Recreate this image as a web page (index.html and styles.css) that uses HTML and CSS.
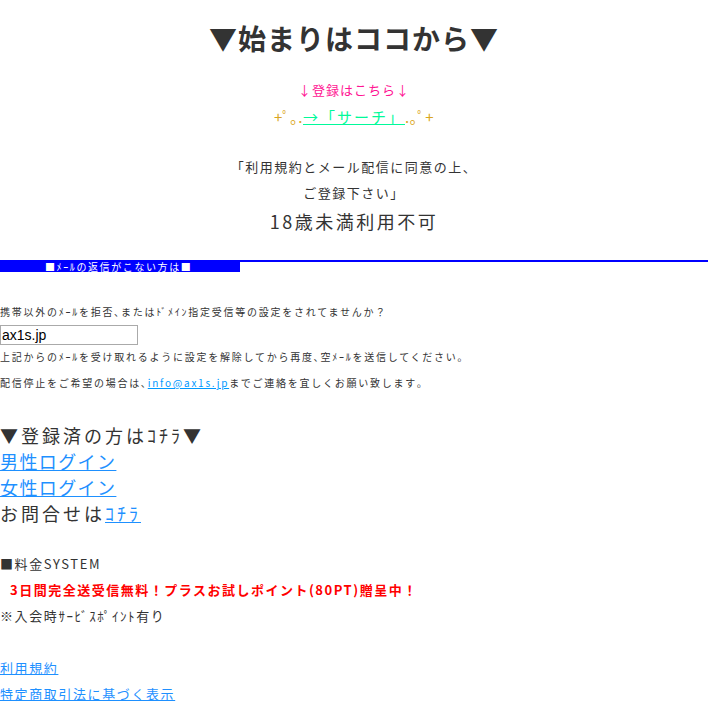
FILE: index.html
```html
<!DOCTYPE html>
<html lang="ja">
<head>
<meta charset="utf-8">
<link rel="stylesheet" href="styles.css">
</head>
<body>
<div class="top">
  <h1 class="title">▼始まりはココから▼</h1>
  <p class="reg">↓登録はこちら↓</p>
  <p class="search"><span class="deco">+ﾟ｡.</span><a href="#" class="search-link">→「サーチ」</a><span class="deco">.｡ﾟ+</span></p>
  <p class="agree">「利用規約とメール配信に同意の上、<br>ご登録下さい」</p>
  <p class="age">18歳未満利用不可</p>
</div>
<div class="bar-wrap"><div class="bar">■ﾒｰﾙの返信がこない方は■</div></div>
<div class="mail">
  <p class="small q">携帯以外のﾒｰﾙを拒否､またはﾄﾞﾒｲﾝ指定受信等の設定をされてませんか？</p>
  <input class="domain" type="text" value="ax1s.jp">
  <p class="small l2">上記からのﾒｰﾙを受け取れるように設定を解除してから再度､空ﾒｰﾙを送信してください｡</p>
  <p class="small l3">配信停止をご希望の場合は､<a href="#" class="mlink">info@ax1s.jp</a>までご連絡を宜しくお願い致します｡</p>
</div>
<div class="login">
  <p class="big wide">▼登録済の方はｺﾁﾗ▼</p>
  <p class="big"><a href="#">男性ログイン</a></p>
  <p class="big"><a href="#">女性ログイン</a></p>
  <p class="big wide">お問合せは<a href="#">ｺﾁﾗ</a></p>
</div>
<div class="price">
  <p class="mid">■料金SYSTEM</p>
  <p class="free">3日間完全送受信無料！プラスお試しポイント(80PT)贈呈中！</p>
  <p class="mid">※入会時ｻｰﾋﾞｽﾎﾟｲﾝﾄ有り</p>
</div>
<div class="foot">
  <p class="mid"><a href="#">利用規約</a></p>
  <p class="mid"><a href="#">特定商取引法に基づく表示</a></p>
</div>
</body>
</html>
```
FILE: styles.css
```css
html, body { margin: 0; padding: 0; background: #fff; }
body {
  font-family: "Noto Sans CJK JP", "Noto Sans", sans-serif;
  color: #333;
  width: 708px;
}
p { margin: 0; }
a { color: #1e90ff; text-decoration: underline; }
.top { text-align: center; padding-top: 17px; }
.title {
  margin: 0;
  font-size: 28px;
  line-height: 42px;
  font-weight: bold;
  color: #333;
  letter-spacing: 1px;
}
.reg {
  margin-top: 21px;
  color: #ff1493;
  font-size: 13px;
  line-height: 20px;
  letter-spacing: 1px;
}
.search {
  margin-top: 6px;
  font-size: 15px;
  line-height: 22px;
  letter-spacing: 2px;
}
.deco { color: #daa520; letter-spacing: 0.5px; }
.search-link { color: #00fa9a; }
.agree {
  margin-top: 26px;
  font-size: 13px;
  line-height: 26px;
  letter-spacing: 1.5px;
}
.age {
  margin-top: 2px;
  font-size: 18px;
  line-height: 26px;
  letter-spacing: 2.5px;
}
.bar-wrap {
  margin-top: 26px;
  border-top: 2px solid #0000ff;
}
.bar {
  width: 240px;
  height: 10px;
  background: #0000ff;
  color: #fff;
  font-size: 10px;
  line-height: 10px;
  box-sizing: border-box;
  padding-left: 45px;
  letter-spacing: 1.6px;
  white-space: nowrap;
}
.mail { padding-top: 33px; }
.small {
  font-size: 10px;
  line-height: 14px;
  letter-spacing: 1.75px;
  color: #333;
}
.domain {
  display: block;
  margin: 6px 0 0 0;
  width: 138px;
  height: 20px;
  box-sizing: border-box;
  border: 1px solid #aaa;
  padding: 0 1px;
  font-family: "Liberation Sans", Arial, sans-serif;
  font-size: 14px;
  color: #000;
  outline: none;
}
.l2 { margin-top: 5px; }
.l3 { margin-top: 12px; }
.mlink { color: #0099ff; }
.login { padding-top: 32px; }
.big {
  font-size: 18px;
  line-height: 26px;
  height: 26px;
  letter-spacing: 1.4px;
  color: #333;
  white-space: nowrap;
}
.big.wide { letter-spacing: 3px; }
.price { padding-top: 25px; }
.mid {
  font-size: 13px;
  line-height: 26px;
  height: 26px;
  letter-spacing: 1.6px;
  color: #333;
}
.free {
  color: #ff0000;
  font-weight: bold;
  font-size: 13px;
  line-height: 26px;
  height: 26px;
  padding-left: 10px;
  letter-spacing: 1.5px;
}
.foot { padding-top: 26px; }
```
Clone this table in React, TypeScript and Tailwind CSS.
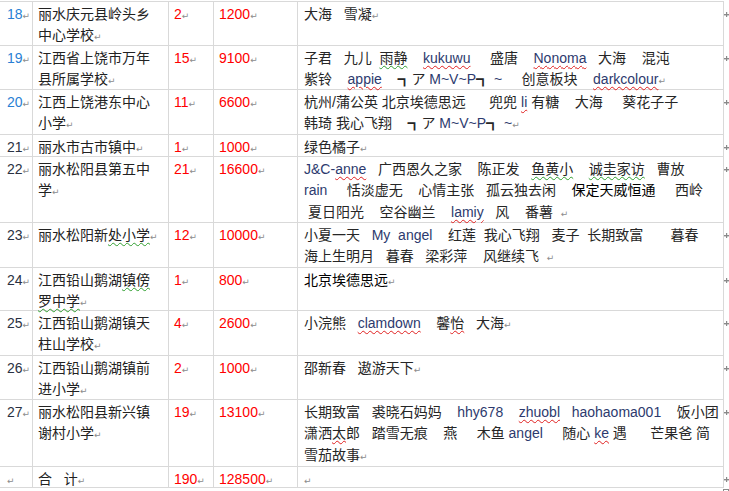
import React from "react";

const P = () => (
  <span className="text-[#8c8c8c] text-[9px] font-['DejaVu_Sans']">↵</span>
);

const L = ({ children, red }: { children: React.ReactNode; red?: boolean }) => (
  <span
    className={
      red
        ? "text-[#2d3a6e] underline decoration-wavy decoration-1 decoration-[#e02020] underline-offset-[2px]"
        : "text-[#2d3a6e]"
    }
  >
    {children}
  </span>
);

const RW = ({ children }: { children: React.ReactNode }) => (
  <span className="underline decoration-wavy decoration-1 decoration-[#e02020] underline-offset-[2px]">
    {children}
  </span>
);

const GW = ({ children }: { children: React.ReactNode }) => (
  <span className="underline decoration-wavy decoration-1 decoration-[#2f9e2f] underline-offset-[2px]">
    {children}
  </span>
);

const B = ({ children }: { children: React.ReactNode }) => (
  <span className="text-black">{children}</span>
);

const Marker = () => (
  <div className="w-[5px] pt-[10px] flex justify-end">
    <svg width="5" height="5" viewBox="0 0 5 5">
      <rect x="0" y="2" width="5" height="1.4" fill="#8a8a8a" />
      <rect x="2" y="0" width="1.2" height="5" fill="#8a8a8a" />
    </svg>
  </div>
);

type RowProps = {
  h: string;
  num: React.ReactNode;
  numCls: string;
  name: React.ReactNode;
  cnt: string;
  amt: string;
  names: React.ReactNode;
};

const Row = ({ h, num, numCls, name, cnt, amt, names }: RowProps) => (
  <div className="flex">
    <div className={`flex w-[724px] border-b border-[#d9d9d9] ${h}`}>
      <div className={`w-[33px] border-r border-[#d9d9d9] pl-[7px] pt-[1.5px] ${numCls}`}>
        {num}
        <P />
      </div>
      <div className="w-[136px] border-r border-[#d9d9d9] pl-[5px] pt-[1.5px] text-[#222]">
        {name}
      </div>
      <div className="w-[45px] border-r border-[#d9d9d9] pl-[5px] pt-[1.5px] text-[#ff0000]">
        {cnt}
        <P />
      </div>
      <div className="w-[84px] border-r border-[#d9d9d9] pl-[5px] pt-[1.5px] text-[#ff0000]">
        {amt}
        <P />
      </div>
      <div className="w-[426px] border-r border-[#d9d9d9] pl-[6px] pt-[1.5px] text-[#262626] whitespace-pre">
        {names}
      </div>
    </div>
    <Marker />
  </div>
);

const BLUE = "text-[#2a7fd4]";
const DARK = "text-[#2a3142]";

export default function App() {
  return (
    <div className="w-[729px] h-[491px] overflow-hidden bg-white font-['Liberation_Sans','Noto_Sans_CJK_SC',sans-serif] text-[14px] leading-[21.5px]">
      <div className="mt-[1px] w-[724px] h-px bg-[#d9d9d9]" />
      <Row
        h="h-[44px]"
        num="18"
        numCls={BLUE}
        name={<><div>丽水庆元县岭头乡</div><div>中心学校<P /></div></>}
        cnt="2"
        amt="1200"
        names={<div>{"大海   雪凝"}<P /></div>}
      />
      <Row
        h="h-[44px]"
        num="19"
        numCls={BLUE}
        name={<><div>江西省上饶市万年</div><div>县所属学校<P /></div></>}
        cnt="15"
        amt="9100"
        names={
          <>
            <div>
              {"子君   九儿  "}<GW>雨静</GW>{"    "}<L red>kukuwu</L>{"     盛唐    "}<L red>Nonoma</L>{"   大海    混沌"}
            </div>
            <div>
              {"紫铃    "}<L red>appie</L>{"    ┓ア "}<L>M~V~P</L>{"┓ "}<L>~</L>{"     创意板块    "}<L red>darkcolour</L><P />
            </div>
          </>
        }
      />
      <Row
        h="h-[45px]"
        num="20"
        numCls={BLUE}
        name={<><div>江西上饶港东中心</div><div>小学<P /></div></>}
        cnt="11"
        amt="6600"
        names={
          <>
            <div>
              {"杭州/蒲公英 北京埃德思远      兜兜 "}<L red>li</L>{" 有糖    大海     葵花子子"}
            </div>
            <div>
              {"韩琦 我心飞翔    ┓ア "}<L>M~V~P</L>{"┓ "}<L>~</L><P />
            </div>
          </>
        }
      />
      <Row
        h="h-[22px]"
        num="21"
        numCls={DARK}
        name={<div>丽水市古市镇中<P /></div>}
        cnt="1"
        amt="1000"
        names={<div>绿色橘子<P /></div>}
      />
      <Row
        h="h-[66px]"
        num="22"
        numCls={DARK}
        name={<><div>丽水松阳县第五中</div><div>学<P /></div></>}
        cnt="21"
        amt="16600"
        names={
          <>
            <div>
              <L>J&amp;C-<RW>anne</RW></L>{"   广西恩久之家    陈正发   "}<GW>鱼黄小</GW>{"    "}<GW>诚圭家访</GW>{"   曹放"}
            </div>
            <div>
              <L>rain</L>{"     恬淡虚无    心情主张   孤云独去闲    "}<B>保定天威恒通</B>{"     西岭"}
            </div>
            <div>
              {" 夏日阳光    空谷幽兰    "}<L red>lamiy</L>{"   风    番薯  "}<P />
            </div>
          </>
        }
      />
      <Row
        h="h-[45px]"
        num="23"
        numCls={DARK}
        name={<div>丽水松阳新<GW>处小学</GW><P /></div>}
        cnt="12"
        amt="10000"
        names={
          <>
            <div>
              {"小夏一天   "}<L>{"My  angel"}</L>{"    红莲  我心飞翔   麦子  长期致富       暮春"}
            </div>
            <div>
              {"海上生明月   暮春   梁彩萍    风继续飞  "}<P />
            </div>
          </>
        }
      />
      <Row
        h="h-[43px]"
        num="24"
        numCls={DARK}
        name={<><div>江西铅山鹅湖<GW>镇傍</GW></div><div><GW>罗中学</GW><P /></div></>}
        cnt="1"
        amt="800"
        names={<div><B>北京埃德思远</B><P /></div>}
      />
      <Row
        h="h-[45px]"
        num="25"
        numCls={DARK}
        name={<><div>江西铅山鹅湖镇天</div><div>柱山学校<P /></div></>}
        cnt="4"
        amt="2600"
        names={
          <div>
            {"小浣熊   "}<L red>clamdown</L>{"    馨"}<RW>怡</RW>{"   大海"}<P />
          </div>
        }
      />
      <Row
        h="h-[44px]"
        num="26"
        numCls={DARK}
        name={<><div>江西铅山鹅湖镇前</div><div>进小学<P /></div></>}
        cnt="2"
        amt="1000"
        names={<div>{"邵新春   遨游天下"}<P /></div>}
      />
      <Row
        h="h-[67px]"
        num="27"
        numCls={DARK}
        name={<><div>丽水松阳县新兴镇</div><div>谢村小学<P /></div></>}
        cnt="19"
        amt="13100"
        names={
          <>
            <div>
              {"长期致富   裘晓石妈妈    "}<L>hhy678</L>{"    "}<L red>zhuobl</L>{"   "}<L>haohaoma001</L>{"    饭小团"}
            </div>
            <div>
              {"潇洒"}<RW>太</RW>{"郎   踏雪无痕    燕     木鱼 "}<L>angel</L>{"     随心 "}<L red>ke</L>{" 遇      芒果爸 简"}
            </div>
            <div>
              雪茄故事<P />
            </div>
          </>
        }
      />
      <Row
        h="h-[21px]"
        num=""
        numCls={DARK}
        name={<div className="whitespace-pre">{"合   计"}<P /></div>}
        cnt="190"
        amt="128500"
        names={<div><P /></div>}
      />
      <div className="ml-[723px] mt-[1px] w-[6px] h-[6px] border border-[#8a8a8a]" />
    </div>
  );
}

****************************************

### EXERCISE
Pull out every line of the records that includes the string "index".

### RIGHT ANSWER
Recreate this image as a web page (index.html and styles.css) that uses HTML and CSS.
FILE: index.html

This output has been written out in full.